WORK REQUIRED ->
Skip the pictures and quote all of the lines exactly.
§
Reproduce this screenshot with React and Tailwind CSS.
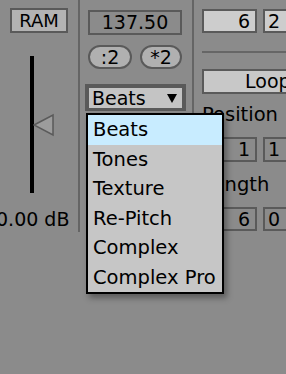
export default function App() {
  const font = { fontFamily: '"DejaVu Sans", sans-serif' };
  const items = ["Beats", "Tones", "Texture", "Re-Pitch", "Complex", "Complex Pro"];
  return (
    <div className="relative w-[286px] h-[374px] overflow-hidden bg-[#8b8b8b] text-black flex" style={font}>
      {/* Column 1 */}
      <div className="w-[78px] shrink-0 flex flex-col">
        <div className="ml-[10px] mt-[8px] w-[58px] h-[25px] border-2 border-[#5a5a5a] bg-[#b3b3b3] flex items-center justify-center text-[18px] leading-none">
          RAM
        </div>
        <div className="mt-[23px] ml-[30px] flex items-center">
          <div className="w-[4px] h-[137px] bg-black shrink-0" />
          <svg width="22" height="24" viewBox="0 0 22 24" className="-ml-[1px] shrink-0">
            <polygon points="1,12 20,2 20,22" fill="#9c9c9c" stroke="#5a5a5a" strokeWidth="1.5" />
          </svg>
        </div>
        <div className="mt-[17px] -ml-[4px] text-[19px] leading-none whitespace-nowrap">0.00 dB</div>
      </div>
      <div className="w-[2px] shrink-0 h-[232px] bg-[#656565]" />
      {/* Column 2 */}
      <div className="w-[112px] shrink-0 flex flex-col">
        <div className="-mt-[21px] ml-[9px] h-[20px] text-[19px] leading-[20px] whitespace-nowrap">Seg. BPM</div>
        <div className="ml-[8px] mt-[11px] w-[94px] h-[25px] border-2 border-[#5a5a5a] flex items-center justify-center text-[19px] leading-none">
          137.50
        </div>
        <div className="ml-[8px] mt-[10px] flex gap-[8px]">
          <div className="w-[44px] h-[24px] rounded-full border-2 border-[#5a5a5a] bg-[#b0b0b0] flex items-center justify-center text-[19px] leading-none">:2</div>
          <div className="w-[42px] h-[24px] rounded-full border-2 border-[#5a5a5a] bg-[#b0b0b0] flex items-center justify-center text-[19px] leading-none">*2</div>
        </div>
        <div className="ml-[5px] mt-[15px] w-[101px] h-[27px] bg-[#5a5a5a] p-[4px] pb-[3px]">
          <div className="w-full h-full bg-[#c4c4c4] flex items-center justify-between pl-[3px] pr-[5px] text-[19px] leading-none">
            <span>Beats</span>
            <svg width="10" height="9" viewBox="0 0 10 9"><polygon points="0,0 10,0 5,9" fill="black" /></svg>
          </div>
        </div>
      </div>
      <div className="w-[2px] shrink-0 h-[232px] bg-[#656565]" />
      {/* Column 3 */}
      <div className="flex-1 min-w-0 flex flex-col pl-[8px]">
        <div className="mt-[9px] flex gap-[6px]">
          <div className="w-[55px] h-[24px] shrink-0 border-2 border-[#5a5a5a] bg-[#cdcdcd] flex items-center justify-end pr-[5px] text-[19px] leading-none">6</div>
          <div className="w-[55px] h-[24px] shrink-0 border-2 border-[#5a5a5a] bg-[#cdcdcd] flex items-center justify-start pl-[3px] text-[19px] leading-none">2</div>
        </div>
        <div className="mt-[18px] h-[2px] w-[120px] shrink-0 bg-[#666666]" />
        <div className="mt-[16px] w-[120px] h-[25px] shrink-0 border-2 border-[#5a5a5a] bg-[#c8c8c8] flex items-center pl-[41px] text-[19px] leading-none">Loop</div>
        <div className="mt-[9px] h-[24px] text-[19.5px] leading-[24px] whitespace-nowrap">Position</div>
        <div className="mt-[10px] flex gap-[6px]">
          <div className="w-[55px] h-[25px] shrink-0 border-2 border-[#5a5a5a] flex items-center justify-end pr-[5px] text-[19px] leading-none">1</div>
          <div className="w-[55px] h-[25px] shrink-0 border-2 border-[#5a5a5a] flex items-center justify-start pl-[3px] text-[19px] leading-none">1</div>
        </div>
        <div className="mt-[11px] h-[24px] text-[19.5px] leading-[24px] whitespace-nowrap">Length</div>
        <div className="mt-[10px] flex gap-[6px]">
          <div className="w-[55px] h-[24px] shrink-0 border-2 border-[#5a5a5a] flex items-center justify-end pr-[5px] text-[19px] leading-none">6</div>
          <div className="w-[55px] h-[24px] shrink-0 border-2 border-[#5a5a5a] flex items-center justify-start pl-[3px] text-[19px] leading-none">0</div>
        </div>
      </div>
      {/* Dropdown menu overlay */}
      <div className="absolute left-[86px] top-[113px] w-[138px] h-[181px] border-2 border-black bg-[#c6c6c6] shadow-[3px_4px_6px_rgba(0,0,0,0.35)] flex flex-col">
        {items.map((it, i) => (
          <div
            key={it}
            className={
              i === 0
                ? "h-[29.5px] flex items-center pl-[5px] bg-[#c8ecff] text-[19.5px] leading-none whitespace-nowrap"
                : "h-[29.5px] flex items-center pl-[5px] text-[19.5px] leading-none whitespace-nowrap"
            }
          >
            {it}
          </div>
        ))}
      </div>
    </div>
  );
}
§
WRITTEN ANSWER ->
Reproduce this screenshot with React and Tailwind CSS.
export default function App() {
  const font = { fontFamily: '"DejaVu Sans", sans-serif' };
  const items = ["Beats", "Tones", "Texture", "Re-Pitch", "Complex", "Complex Pro"];
  return (
    <div className="relative w-[286px] h-[374px] overflow-hidden bg-[#8b8b8b] text-black flex" style={font}>
      {/* Column 1 */}
      <div className="w-[78px] shrink-0 flex flex-col">
        <div className="ml-[10px] mt-[8px] w-[58px] h-[25px] border-2 border-[#5a5a5a] bg-[#b3b3b3] flex items-center justify-center text-[18px] leading-none">
          RAM
        </div>
        <div className="mt-[23px] ml-[30px] flex items-center">
          <div className="w-[4px] h-[137px] bg-black shrink-0" />
          <svg width="22" height="24" viewBox="0 0 22 24" className="-ml-[1px] shrink-0">
            <polygon points="1,12 20,2 20,22" fill="#9c9c9c" stroke="#5a5a5a" strokeWidth="1.5" />
          </svg>
        </div>
        <div className="mt-[17px] -ml-[4px] text-[19px] leading-none whitespace-nowrap">0.00 dB</div>
      </div>
      <div className="w-[2px] shrink-0 h-[232px] bg-[#656565]" />
      {/* Column 2 */}
      <div className="w-[112px] shrink-0 flex flex-col">
        <div className="-mt-[21px] ml-[9px] h-[20px] text-[19px] leading-[20px] whitespace-nowrap">Seg. BPM</div>
        <div className="ml-[8px] mt-[11px] w-[94px] h-[25px] border-2 border-[#5a5a5a] flex items-center justify-center text-[19px] leading-none">
          137.50
        </div>
        <div className="ml-[8px] mt-[10px] flex gap-[8px]">
          <div className="w-[44px] h-[24px] rounded-full border-2 border-[#5a5a5a] bg-[#b0b0b0] flex items-center justify-center text-[19px] leading-none">:2</div>
          <div className="w-[42px] h-[24px] rounded-full border-2 border-[#5a5a5a] bg-[#b0b0b0] flex items-center justify-center text-[19px] leading-none">*2</div>
        </div>
        <div className="ml-[5px] mt-[15px] w-[101px] h-[27px] bg-[#5a5a5a] p-[4px] pb-[3px]">
          <div className="w-full h-full bg-[#c4c4c4] flex items-center justify-between pl-[3px] pr-[5px] text-[19px] leading-none">
            <span>Beats</span>
            <svg width="10" height="9" viewBox="0 0 10 9"><polygon points="0,0 10,0 5,9" fill="black" /></svg>
          </div>
        </div>
      </div>
      <div className="w-[2px] shrink-0 h-[232px] bg-[#656565]" />
      {/* Column 3 */}
      <div className="flex-1 min-w-0 flex flex-col pl-[8px]">
        <div className="mt-[9px] flex gap-[6px]">
          <div className="w-[55px] h-[24px] shrink-0 border-2 border-[#5a5a5a] bg-[#cdcdcd] flex items-center justify-end pr-[5px] text-[19px] leading-none">6</div>
          <div className="w-[55px] h-[24px] shrink-0 border-2 border-[#5a5a5a] bg-[#cdcdcd] flex items-center justify-start pl-[3px] text-[19px] leading-none">2</div>
        </div>
        <div className="mt-[18px] h-[2px] w-[120px] shrink-0 bg-[#666666]" />
        <div className="mt-[16px] w-[120px] h-[25px] shrink-0 border-2 border-[#5a5a5a] bg-[#c8c8c8] flex items-center pl-[41px] text-[19px] leading-none">Loop</div>
        <div className="mt-[9px] h-[24px] text-[19.5px] leading-[24px] whitespace-nowrap">Position</div>
        <div className="mt-[10px] flex gap-[6px]">
          <div className="w-[55px] h-[25px] shrink-0 border-2 border-[#5a5a5a] flex items-center justify-end pr-[5px] text-[19px] leading-none">1</div>
          <div className="w-[55px] h-[25px] shrink-0 border-2 border-[#5a5a5a] flex items-center justify-start pl-[3px] text-[19px] leading-none">1</div>
        </div>
        <div className="mt-[11px] h-[24px] text-[19.5px] leading-[24px] whitespace-nowrap">Length</div>
        <div className="mt-[10px] flex gap-[6px]">
          <div className="w-[55px] h-[24px] shrink-0 border-2 border-[#5a5a5a] flex items-center justify-end pr-[5px] text-[19px] leading-none">6</div>
          <div className="w-[55px] h-[24px] shrink-0 border-2 border-[#5a5a5a] flex items-center justify-start pl-[3px] text-[19px] leading-none">0</div>
        </div>
      </div>
      {/* Dropdown menu overlay */}
      <div className="absolute left-[86px] top-[113px] w-[138px] h-[181px] border-2 border-black bg-[#c6c6c6] shadow-[3px_4px_6px_rgba(0,0,0,0.35)] flex flex-col">
        {items.map((it, i) => (
          <div
            key={it}
            className={
              i === 0
                ? "h-[29.5px] flex items-center pl-[5px] bg-[#c8ecff] text-[19.5px] leading-none whitespace-nowrap"
                : "h-[29.5px] flex items-center pl-[5px] text-[19.5px] leading-none whitespace-nowrap"
            }
          >
            {it}
          </div>
        ))}
      </div>
    </div>
  );
}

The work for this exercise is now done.